The energy consumption view that collects 8 hours of history and graphs the charge level in your battery as well as showing each process that drained measurable amounts of energy is going to make squeezing extra productivity out of one charge much easier.
Not only will developers (I'm looking at you Dropbox) know that they have to be better stewards of battery life, it makes it easy to see which apps support App Nap and even that a program that is quit now was responsible for using energy in the past 8 hours. This tool provides actionable information for users to better manage their experience when away from wall power on a portable Mac.

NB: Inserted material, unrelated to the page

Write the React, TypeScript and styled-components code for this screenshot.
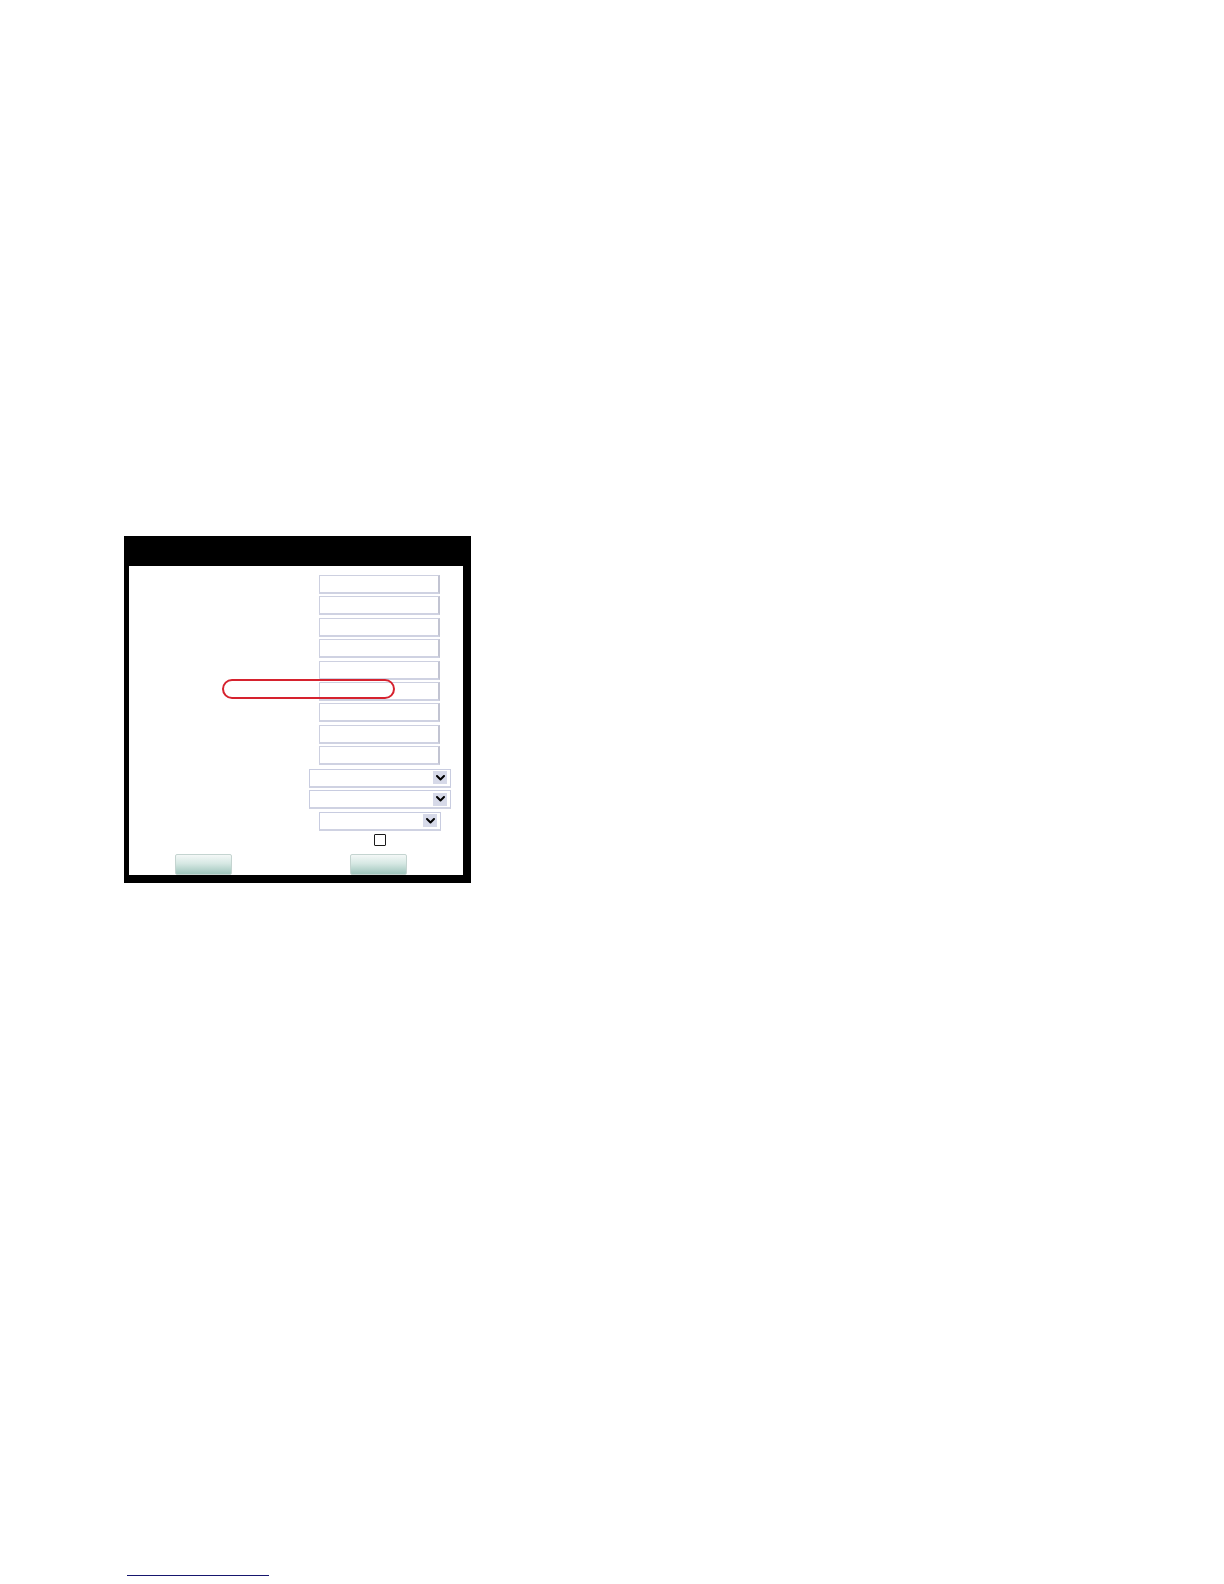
import React from "react";
import styled, { createGlobalStyle } from "styled-components";

const Global = createGlobalStyle`
  html, body { margin: 0; padding: 0; background: #ffffff; }
  body { font-family: "Liberation Sans", Arial, sans-serif; }
`;

const Page = styled.div`
  width: 1224px;
  min-height: 1584px;
  box-sizing: border-box;
  padding: 536px 0 0 124px;
  display: flex;
  flex-direction: column;
`;

const Panel = styled.section`
  width: 347px;
  height: 347px;
  box-sizing: border-box;
  background: #000;
  display: flex;
  flex-direction: column;
  padding: 0 8px 8px 5px;
`;

const Header = styled.div`
  height: 30px;
  flex: none;
  background: #000;
`;

const Body = styled.div`
  position: relative;
  flex: 1;
  background: #fff;
  display: flex;
  flex-direction: column;
  padding-top: 9px;
`;

const Row = styled.div<{ $indent: number; $h: number }>`
  height: ${(p) => p.$h}px;
  flex: none;
  display: flex;
  align-items: flex-start;
  padding-left: ${(p) => p.$indent}px;
`;

const TextInput = styled.input`
  width: 121px;
  height: 19px;
  box-sizing: border-box;
  margin: 0;
  padding: 0 3px;
  background: #fff;
  border: 1px solid #cdd0e0;
  border-right: 2px solid #c2c4d2;
  border-bottom: 2px solid #cfd2e2;
  outline: none;
`;

const SelectBox = styled.div<{ $w: number }>`
  width: ${(p) => p.$w}px;
  height: 19px;
  box-sizing: border-box;
  background: #fff;
  border: 1px solid #c8cce0;
  border-bottom: 2px solid #cfd2e2;
  display: flex;
  align-items: center;
  justify-content: flex-end;
  padding-right: 3px;
`;

const ArrowBox = styled.span`
  width: 14px;
  height: 13px;
  background: #d6d9e8;
  display: flex;
  align-items: center;
  justify-content: center;
`;

const Check = styled.span`
  width: 12px;
  height: 12px;
  box-sizing: border-box;
  border: 1.5px solid #1a1a1a;
  background: #fff;
  border-radius: 1px;
`;

const ButtonRow = styled.div`
  display: flex;
  padding-left: 46px;
  gap: 118px;
  margin-top: 1px;
`;

const Button = styled.button`
  width: 57px;
  height: 21px;
  box-sizing: border-box;
  margin: 0;
  padding: 0;
  border: 1px solid #c4d4d0;
  border-radius: 2px;
  background: linear-gradient(to bottom, #f4f8f7 0%, #d6e8e3 45%, #9fc5bc 100%);
`;

const Oval = styled.div`
  position: absolute;
  left: 93px;
  top: 113px;
  width: 173px;
  height: 20px;
  box-sizing: border-box;
  border: 2px solid #d6222e;
  border-radius: 10px;
  pointer-events: none;
`;

const FootRule = styled.hr`
  margin: 692px 0 0 3px;
  width: 142px;
  height: 0;
  border: none;
  border-top: 1px solid #16166e;
`;

const Chevron = () => (
  <svg width="9" height="6" viewBox="0 0 9 6">
    <path d="M1 1 L4.5 4.5 L8 1" fill="none" stroke="#000" strokeWidth="2" strokeLinecap="round" strokeLinejoin="round" />
  </svg>
);

const Select = ({ w }: { w: number }) => (
  <SelectBox $w={w}>
    <ArrowBox>
      <Chevron />
    </ArrowBox>
  </SelectBox>
);

export default function App() {
  const inputs = Array.from({ length: 9 });
  return (
    <>
      <Global />
      <Page>
        <Panel>
          <Header />
          <Body>
            {inputs.map((_, i) => (
              <Row key={i} $indent={190} $h={21.375}>
                <TextInput type="text" aria-label={`field ${i + 1}`} />
              </Row>
            ))}
            <Row $indent={180} $h={1.6} />
            <Row $indent={180} $h={21.5}>
              <Select w={142} />
            </Row>
            <Row $indent={180} $h={21.5}>
              <Select w={142} />
            </Row>
            <Row $indent={190} $h={22}>
              <Select w={122} />
            </Row>
            <Row $indent={245} $h={19}>
              <Check />
            </Row>
            <ButtonRow>
              <Button type="button" />
              <Button type="button" />
            </ButtonRow>
            <Oval />
          </Body>
        </Panel>
        <FootRule />
      </Page>
    </>
  );
}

This detail is quite hidden inside Activity Monitor, but Apple does expose the biggest users of energy in the menu bar for apps using significant energy.
Secret Wallpapers
OS X ships with a bunch of really cool sample photos that are not normally available for use as desktop backgrounds.

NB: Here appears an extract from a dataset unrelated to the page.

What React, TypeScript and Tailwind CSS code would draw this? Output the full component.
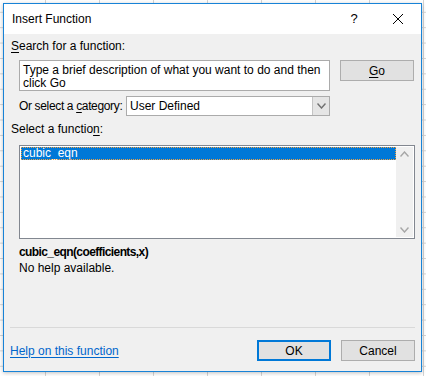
import React from 'react';

const font = { fontFamily: '"Liberation Sans", Arial, sans-serif' };

const Btn: React.FC<{ children: React.ReactNode; primary?: boolean }> = ({ children, primary }) => (
  <button
    className={
      primary
        ? 'w-[74px] h-[21px] bg-[#e1e1e1] border-2 border-[#0078d7] text-[12px] text-black flex items-center justify-center'
        : 'w-[74px] h-[21px] bg-[#e1e1e1] border border-[#adadad] text-[12px] text-black flex items-center justify-center'
    }
  >
    {children}
  </button>
);

const Chevron: React.FC<{ up?: boolean; color?: string }> = ({ up, color = '#a6a6a6' }) => (
  <svg width="9" height="6" viewBox="0 0 9 6" className="block">
    <path
      d={up ? 'M0.5 5.5 L4.5 1 L8.5 5.5' : 'M0.5 0.5 L4.5 5 L8.5 0.5'}
      fill="none"
      stroke={color}
      strokeWidth="1.4"
    />
  </svg>
);

export default function App() {
  return (
    <div
      style={font}
      className="w-[426px] h-[376px] overflow-hidden bg-white bg-[linear-gradient(to_right,#d4d4d4_1px,transparent_1px),linear-gradient(to_bottom,#d4d4d4_1px,transparent_1px)] bg-[size:54px_15.4px] bg-[position:45px_11.8px] pt-[3px] pl-[3px]"
    >
      <div className="w-[419px] h-[369px] border border-[#1883d7] bg-[#f0f0f0] flex flex-col shadow-[0_1px_4px_rgba(0,0,0,0.25)] text-[12px] text-black">
        {/* title bar */}
        <div className="h-[30px] bg-white flex items-center pl-[8px] shrink-0">
          <span className="flex-1 leading-[14px]">Insert Function</span>
          <span className="w-[10px] text-center text-[13px] leading-[14px] mr-[34px]">?</span>
          <svg width="10" height="10" viewBox="0 0 10 10" className="mr-[18px]">
            <path d="M0 0 L10 10 M10 0 L0 10" stroke="#000" strokeWidth="1" />
          </svg>
        </div>

        <div className="flex flex-col pl-[7px] pr-[6px] pt-[4px]">
          <div className="leading-[16px]">
            <span className="underline underline-offset-2">S</span>earch for a function:
          </div>

          <div className="flex items-start mt-[6px] pl-[8px]">
            <div className="w-[311px] h-[31px] bg-white border border-[#ababab] px-[3px] pt-[3px] leading-[13px]">
              Type a brief description of what you want to do and then click Go
            </div>
            <div className="ml-[10px]">
              <Btn>
                <span>
                  <span className="underline underline-offset-2">G</span>o
                </span>
              </Btn>
            </div>
          </div>

          <div className="flex items-center mt-[5px] pl-[8px] h-[20px]">
            <span className="w-[107px] shrink-0 whitespace-nowrap tracking-[-0.35px] leading-[16px]">
              Or select a <span className="underline underline-offset-2">c</span>ategory:
            </span>
            <div className="w-[204px] h-[20px] bg-white border border-[#ababab] flex">
              <span className="flex-1 pl-[3px] leading-[18px]">User Defined</span>
              <div className="w-[17px] h-full bg-[#e5e5e5] border-l border-[#c4c4c4] flex items-center justify-center">
                <Chevron color="#707070" />
              </div>
            </div>
          </div>

          <div className="leading-[16px] mt-[5px]">
            Select a functio<span className="underline underline-offset-2">n</span>:
          </div>

          <div className="ml-[8px] mt-[8px] w-[396px] h-[94px] bg-white border border-[#828790] flex p-px">
            <div className="flex-1">
              <div className="h-[13px] bg-[#0078d7] text-white leading-[12px] pl-[2px] outline outline-1 outline-dotted outline-[#f0a040] -outline-offset-1">
                cubic_eqn
              </div>
            </div>
            <div className="w-[17px] bg-[#f0f0f0] flex flex-col items-center justify-between py-[4px]">
              <Chevron up />
              <Chevron />
            </div>
          </div>

          <div className="pl-[8px] mt-[5px] font-bold tracking-[-0.6px] leading-[16px]">cubic_eqn(coefficients,x)</div>
          <div className="pl-[8px] leading-[16px]">No help available.</div>

          <div className="mt-[51px] h-px bg-[#d9d9d9] -ml-px w-[405px]" />

          <div className="flex items-center mt-[12px] -ml-px">
            <a className="flex-1 text-[#0066cc] underline underline-offset-2 leading-[16px]">Help on this function</a>
            <Btn primary>OK</Btn>
            <div className="ml-[10px]">
              <Btn>Cancel</Btn>
            </div>
          </div>
        </div>
      </div>
    </div>
  );
}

Previously in OS X 10.8 Mountain Lion, these were located at:
/System/Library/Frameworks/ScreenSaver.Framework/Versions/A/Resources/Default Collections/
In OS X 10.9 Mavericks, they’re now located at
/Library/Screen Savers/Default Collections/
Here's how to get them:
- from Finder, use the menu Go → Go to Folder… (or hit ⌘⇧G) and paste in:
/Library/Screen Savers/Default Collections/
You should see 4 folders, and inside them you’ll find lots of really cool Wallpapers:
Bring Your Home Folder's Library Back with One Checkbox in Mavericks:
Apple decided to hide the Library from its users in recent OS X updates, but in Mavericks you can now change that with a simple checkbox.
In the past you had to enter a Terminal command with every little system update:
chflags nohidden ~/Library
With OS X Mavericks, you can just navigate to your home folder, press Command+J to bring up the folder settings, and check the box next to "Show Library Folder" instead.